In general, your loss is limited to the amount you pay for the option. As the ETF or stock price falls it eventually reaches your break-even point. If it continues to fall your profits continue to rise, but are not infinite since the lowest price an ETF can go is $0.
Selling a Put Option
Selling or writing a put option means giving someone else (the buyer) the right to sell an ETF at a specified price within a certain time frame. In exchange for this, you receive the premium that is paid by the buyer.
Since you are giving someone else the right to sell the ETF at a specified price, if you aren’t short the ETF, “naked” put writing, and it falls in price considerably, you face large losses. At the same time, your profit from the option is limited to the premium you received for writing it.
“Covered” put writing is not that common either, but is used in some cases to incrementally increase the return on your short positions. Assume you are short the Silver Trust ETF (SLV ), and believe it is going to stay stagnant or maybe even slightly increase in value, but not enough for you to worry about closing out your short position. You sell a put option that expires in one month at $29, well below the current market price of $31, for example. For this, you receive an option premium of $0.15 per share, or $15 for 100 shares.
If the price rises slightly, then the premium serves to offset some of the loss on your short position. If the price declines, then you profit on your ETF position down to $29, plus the premium you received.

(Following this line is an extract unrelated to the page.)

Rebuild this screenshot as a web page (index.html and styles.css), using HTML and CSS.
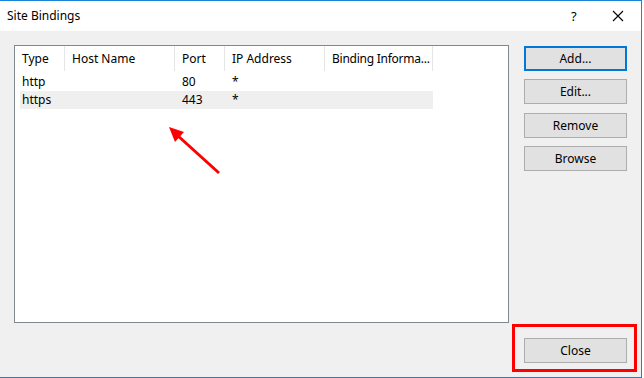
FILE: index.html
```html
<!DOCTYPE html>
<html lang="en">
<head>
  <meta charset="UTF-8" />
  <title>Site Bindings</title>
  <link rel="stylesheet" href="styles.css">
</head>
<body>
  <div class="window">
    <div class="titlebar">
      <span class="title">Site Bindings</span>
      <span class="help">?</span>
      <span class="close-x">
        <svg width="12" height="12" viewBox="0 0 12 12"><path d="M1 1L11 11M11 1L1 11" stroke="#000" stroke-width="1.1" fill="none"/></svg>
      </span>
    </div>

    <div class="content">
      <div class="main">
        <div class="listbox">
          <div class="head">
            <div class="hcell">Type</div>
            <div class="hcell">Host Name</div>
            <div class="hcell">Port</div>
            <div class="hcell">IP Address</div>
            <div class="hcell tight">Binding Informa...</div>
          </div>
          <div class="row">
            <div class="cell first">http</div>
            <div class="cell"></div>
            <div class="cell">80</div>
            <div class="cell">*</div>
            <div class="cell"></div>
          </div>
          <div class="row selected">
            <div class="cell first">https</div>
            <div class="cell"></div>
            <div class="cell">443</div>
            <div class="cell">*</div>
            <div class="cell"></div>
          </div>
        </div>

        <div class="actions">
          <button class="btn default">Add...</button>
          <button class="btn">Edit...</button>
          <button class="btn gap-fix">Remove</button>
          <button class="btn">Browse</button>
        </div>
      </div>

      <div class="footer">
        <button class="btn">Close</button>
      </div>
    </div>

    <!-- annotations drawn on top of the dialog -->
    <svg class="arrow" width="644" height="378" viewBox="0 0 644 378">
      <line x1="219" y1="173" x2="177" y2="135" stroke="#ff0000" stroke-width="3" />
      <polygon points="169,127 184,132 175,142" fill="#ff0000" />
    </svg>
    <div class="highlight"></div>
  </div>
</body>
</html>
```

FILE: styles.css
```css
body {
  margin: 0;
  background: #ffffff;
  font-family: 'Noto Sans', 'Liberation Sans', sans-serif;
  font-size: 12px;
  color: #000;
}

.window {
  position: relative;
  width: 641px;
  height: 376px;
  background: #f0f0f0;
  border-top: 1px solid #1883d7;
  border-right: 1px solid #1883d7;
  border-bottom: 1px solid #1883d7;
}

.titlebar {
  height: 30px;
  background: #fff;
  display: flex;
  align-items: center;
  padding-left: 7px;
}

.title {
  flex: 1;
  font-size: 12px;
  margin-top: -1px;
}

.help {
  width: 10px;
  font-size: 13px;
  margin-right: 31px;
}

.close-x {
  width: 12px;
  height: 12px;
  margin-right: 17px;
  display: flex;
}

.content {
  padding: 14px 0 0 14px;
}

.main {
  display: flex;
  gap: 15px;
}

.listbox {
  width: 493px;
  height: 276px;
  background: #fff;
  border: 1px solid #828790;
}

.head {
  display: grid;
  grid-template-columns: 50px 110px 50px 100px 108px;
  height: 25px;
}

.hcell {
  border-right: 1px solid #e5e5e5;
  padding-left: 7px;
  line-height: 25px;
  white-space: nowrap;
  overflow: hidden;
}

.hcell.tight {
  letter-spacing: -0.25px;
}

.row {
  display: grid;
  grid-template-columns: 45px 110px 50px 100px 108px;
  margin-left: 5px;
  width: 413px;
  height: 18px;
  line-height: 18px;
}

.head + .row {
  margin-top: 2px;
}

.cell {
  padding-left: 7px;
}

.cell.first {
  padding-left: 2px;
}

.row.selected {
  background: #efefef;
}

.actions {
  display: flex;
  flex-direction: column;
  gap: 8px;
  padding-top: 1px;
}

.btn {
  width: 103px;
  height: 25px;
  background: #e1e1e1;
  border: 1px solid #adadad;
  font-family: inherit;
  font-size: 12px;
  color: #000;
  padding: 0;
}

.btn.default {
  border: 2px solid #0078d7;
}

.btn.gap-fix {
  margin-top: 1px;
}

.footer {
  display: flex;
  justify-content: flex-end;
  padding: 15px 14px 0 0;
}

.arrow {
  position: absolute;
  left: 0;
  top: -1px;
  pointer-events: none;
}

.highlight {
  position: absolute;
  left: 512px;
  top: 323px;
  width: 119px;
  height: 42px;
  border: 3px solid #ff0000;
}
```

If the ETF continues to drop below $29, though, your gains are capped as the put buyer will exercise their rights.
The Bottom Line
Option prices are determined by measures such as delta, gamma and theta. Yet simply understanding how, when, and why to buy or sell call and put options can get you started. Adding options to your ETF trading strategy can help maximize risk-adjusted returns over the long haul. However, keep in mind that it takes both dedication and patience when it comes to mastering these powerful financial derivatives. Current option prices are found on the CBOE website.
Disclosure: No positions at time of writing.